The run identifier, returned in the START event’s data payload.
curl --request GET \
--url "http://localhost:8080/api/agents/finance_agent/runs/run_abc123/status" \
--header "Authorization: Bearer {token}"
Returns an AgentRun entity with status (RUNNING, COMPLETED, FAILED, PAUSED, or CANCELLED) and associated timestamps.
Batch status check
GET /api/agents/{agentId}/runs/status?runIds=id1,id2,id3
Fetch the status of up to 100 runs in a single request. Run IDs that do not exist are simply absent from the response — no 404 is returned for missing IDs.
The agent that owns the runs.
A comma-separated list of run IDs to check.
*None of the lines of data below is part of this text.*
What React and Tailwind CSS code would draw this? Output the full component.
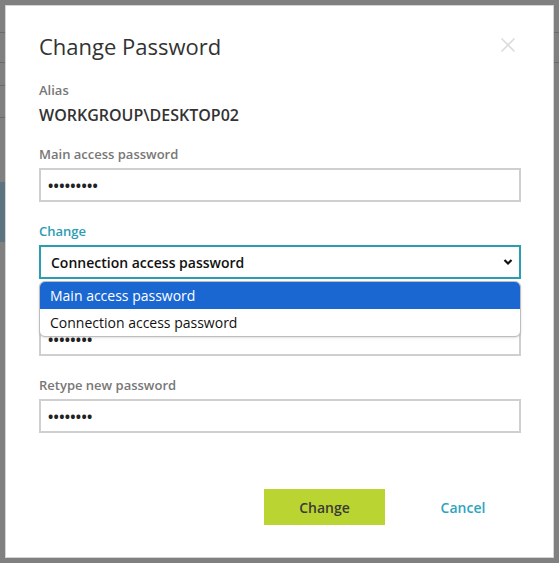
import React from "react";

const font = { fontFamily: '"Open Sans", "Noto Sans", Arial, sans-serif' };

function Dots({ n }) {
  return (
    <span className="tracking-[0.3px] text-[14px] font-bold text-[#222]">{"•".repeat(n)}</span>
  );
}

function Field({ label, n }) {
  return (
    <div className="mt-[20px]">
      <div className="h-[18px] text-[13px] leading-[18px] font-semibold text-[#777]">{label}</div>
      <div className="mt-[5px] h-[34px] border-2 border-[#cfcfcf] flex items-center pl-[7px]">
        <Dots n={n} />
      </div>
    </div>
  );
}

export default function App() {
  return (
    <div className="relative w-[559px] h-[563px] bg-[#808080] overflow-hidden" style={font}>
      {/* background page (dimmed) */}
      <div className="flex flex-col w-[5px] pt-[32px]">
        <div className="h-[1px] bg-[#6a6a6a]" />
        <div className="h-[29px]" />
        <div className="h-[1px] bg-[#6a6a6a]" />
        <div className="h-[22px]" />
        <div className="h-[1px] bg-[#6a6a6a]" />
        <div className="h-[31px]" />
        <div className="h-[1px] bg-[#6a6a6a]" />
        <div className="h-[64px]" />
        <div className="h-[60px] bg-[#5c7480]" />
      </div>
      <div className="absolute right-0 top-0 w-[5px] flex flex-col pt-[32px]">
        <div className="h-[1px] bg-[#6a6a6a]" />
        <div className="h-[29px]" />
        <div className="h-[1px] bg-[#6a6a6a]" />
      </div>

      {/* dialog */}
      <div className="absolute left-[5px] top-[5px] w-[549px] h-[553px] bg-white border border-[#d4d4d4] text-[#333]">
        <div className="pl-[33px] pr-[32px] pt-[25px]">
          <div className="flex items-center justify-between">
            <div className="text-[22px] leading-[30px] text-[#333]">Change Password</div>
            <svg width="16" height="16" viewBox="0 0 16 16" className="mr-[5px] mt-[-2px]">
              <path d="M1.5 1.5 L14.5 14.5 M14.5 1.5 L1.5 14.5" stroke="#dcdcdc" strokeWidth="1.6" />
            </svg>
          </div>

          <div className="mt-[20px] text-[13px] leading-[18px] font-semibold text-[#777]">Alias</div>
          <div className="mt-[6px] text-[16px] leading-[20px] font-semibold text-[#333]">WORKGROUP\DESKTOP02</div>

          <Field label="Main access password" n={9} />

          <div className="relative">
            <div className="mt-[20px] text-[13px] leading-[18px] font-semibold text-[#2b9db3]">Change</div>
            <div className="mt-[5px] h-[34px] border-2 border-[#2b9db3] flex items-center justify-between pl-[10px] pr-[6px]">
              <span className="text-[14px] font-semibold text-[#111]">Connection access password</span>
              <svg width="10" height="8" viewBox="0 0 10 8">
                <path d="M1.5 2 L5 5.5 L8.5 2" fill="none" stroke="#111" strokeWidth="2.2" />
              </svg>
            </div>

            <Field label="" n={8} />

            {/* open dropdown list */}
            <div className="absolute left-0 right-0 top-[59px] h-[56px] bg-white border border-[#bdbdbd] rounded-[6px] overflow-hidden shadow-sm">
              <div className="h-[27px] bg-[#1a67d2] text-white text-[14px] flex items-center pl-[10px]">
                Main access password
              </div>
              <div className="h-[27px] text-[#111] text-[14px] flex items-center pl-[10px]">
                Connection access password
              </div>
            </div>
          </div>

          <Field label="Retype new password" n={8} />

          <div className="mt-[56px] flex justify-end gap-[20px]">
            <button className="w-[121px] h-[36px] bg-[#bad531] text-[14px] font-semibold text-[#3a3a3a]">
              Change
            </button>
            <button className="w-[116px] h-[36px] text-[14px] font-semibold text-[#2ea3c0]">
              Cancel
            </button>
          </div>
        </div>
      </div>
    </div>
  );
}
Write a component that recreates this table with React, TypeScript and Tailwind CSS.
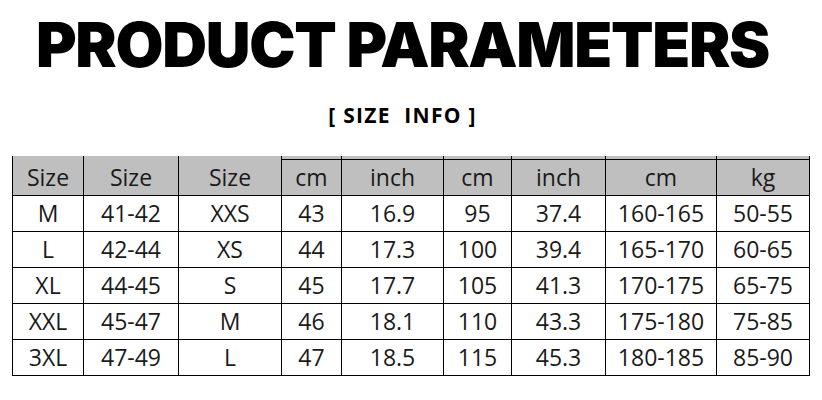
import React from 'react';

const HEAD = ['Size', 'Size', 'Size', 'cm', 'inch', 'cm', 'inch', 'cm', 'kg'];
const WIDTHS = ['w-[71px]', 'w-[95px]', 'w-[103px]', 'w-[60px]', 'w-[102px]', 'w-[68px]', 'w-[94px]', 'w-[111px]', 'w-[93px]'];

const ROWS = [
    ['M', '41-42', 'XXS', '43', '16.9', '95', '37.4', '160-165', '50-55'],
    ['L', '42-44', 'XS', '44', '17.3', '100', '39.4', '165-170', '60-65'],
    ['XL', '44-45', 'S', '45', '17.7', '105', '41.3', '170-175', '65-75'],
    ['XXL', '45-47', 'M', '46', '18.1', '110', '43.3', '175-180', '75-85'],
    ['3XL', '47-49', 'L', '47', '18.5', '115', '45.3', '180-185', '85-90'],
];

export default function App() {
    return (
        <div className="w-[822px] h-[400px] bg-white overflow-hidden text-[#1a1a1a]">
            {/* title block sits a touch left of centre, like the source image */}
            <div className="pr-[17px] pt-[14px] flex flex-col items-center">
                <h1 className="font-['Inter',sans-serif] font-black text-[62px] leading-[62px] tracking-[-1.3px] text-black whitespace-nowrap">
                    PRODUCT PARAMETERS
                </h1>
                <div className="mt-[27px] font-['Open_Sans',sans-serif] font-bold text-[21px] leading-[24px] text-black whitespace-pre tracking-[1.3px]">
                    {'[ SIZE  INFO ]'}
                </div>
            </div>

            <table className="ml-[12px] mt-[29px] border-collapse table-fixed font-['Open_Sans',sans-serif] text-[23px]">
                <thead>
                    <tr className="h-[39px] bg-[#bfbfbf]">
                        {HEAD.map((h, i) => (
                            <th
                                key={i}
                                className={`${WIDTHS[i]} p-0 pt-[3px] font-normal text-center leading-[30px] border-x border-b border-black ${
                                    i >= 3 ? 'shadow-[inset_0_3px_0_#bfbfbf,inset_0_4px_0_#000]' : ''
                                }`}
                            >
                                {h}
                            </th>
                        ))}
                    </tr>
                </thead>
                <tbody>
                    {ROWS.map((row, r) => (
                        <tr key={r} className="h-[36px]">
                            {row.map((c, i) => (
                                <td key={i} className="p-0 text-center leading-[30px] border border-black">
                                    {c}
                                </td>
                            ))}
                        </tr>
                    ))}
                </tbody>
            </table>
        </div>
    );
}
Maximum 100 IDs per request.
curl --request GET \
--url "http://localhost:8080/api/agents/finance_agent/runs/status?runIds=run_abc123,run_def456,run_ghi789" \
--header "Authorization: Bearer {token}"
Example response
[
{
"id": "run_abc123",
"agentId": "finance_agent",
"sessionId": "sess_xyz",
"status": "COMPLETED",
"createdAt": "2026-05-06T10:00:00Z",
"completedAt": "2026-05-06T10:00:03Z"
},
{
"id": "run_def456",
"agentId": "finance_agent",
"sessionId": "sess_xyz",
"status": "RUNNING",
"createdAt": "2026-05-06T10:01:00Z",
"completedAt": null
}
]
The batch status endpoint significantly reduces polling overhead. For 10 concurrent runs polled every 3 seconds, one batched call replaces 10 individual requests — dropping from ~200 requests/minute to ~20.